Fortunately, it turned out that Taghazout was the perfect place for us to do this. We found that our time in the otherwise sleepy Moroccan village enabled us to hone in on defining our vision—the purpose behind our startup—and also gave us the singular focus we needed to build a solid first version of the Maptia platform.
Our quest to build Maptia has now taken us from Santiago in Chile, to Seattle, to Taghazout, and during the past year to the mountains of Switzerland—where we launched the new version of Maptia last December. We’re now home for six or so months, (finally) spending time getting to know the fantastic UK-based startup communities based close to where we grew up in Bristol and London—then next up, we’re planning to head to Asia for the latter part of 2015.
If you’re taken with the idea of relocating your team to Taghazout, you might want to test the waters first and stay at one of the local surf camps, or check out The Blue House, a shared place for startup teams to live and work (applications for the month long stay close on April 16, 2015). There is also a beachfront co-working space—Sun Desk—that has recently opened its doors. You can also find more details about Taghazout remote living costs over on the Nomadlist.io website.

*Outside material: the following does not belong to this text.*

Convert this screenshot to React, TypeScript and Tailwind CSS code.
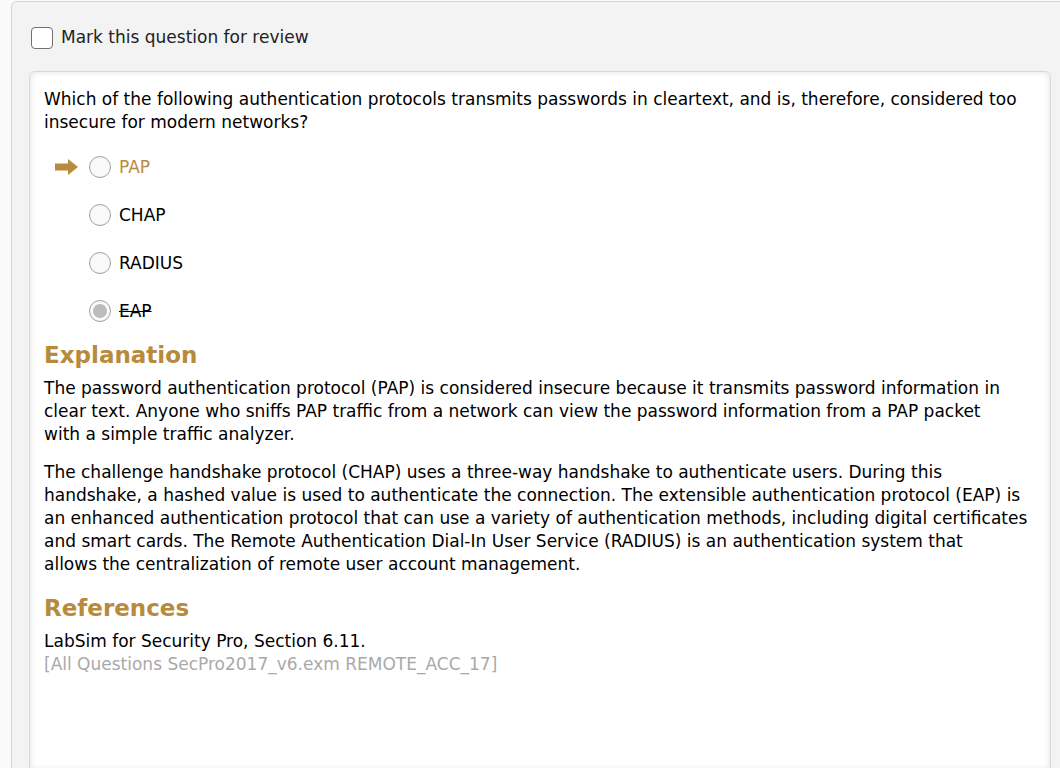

At the end of the day, remember that life in a small Moroccan village isn’t for everyone, so be sure that your team can cope with a certain amount of chaos and is ready to embrace another culture and way of life. If you think the odd power outage, runaway goat, or distracting construction noise might prove stressful, then perhaps your team isn’t as suited to a long-term relocation. However, if everyone on your team is up for an adventure, and your company would benefit from a few months of focused work, then relocating to Taghazout might just be one of the best decisions you will ever make.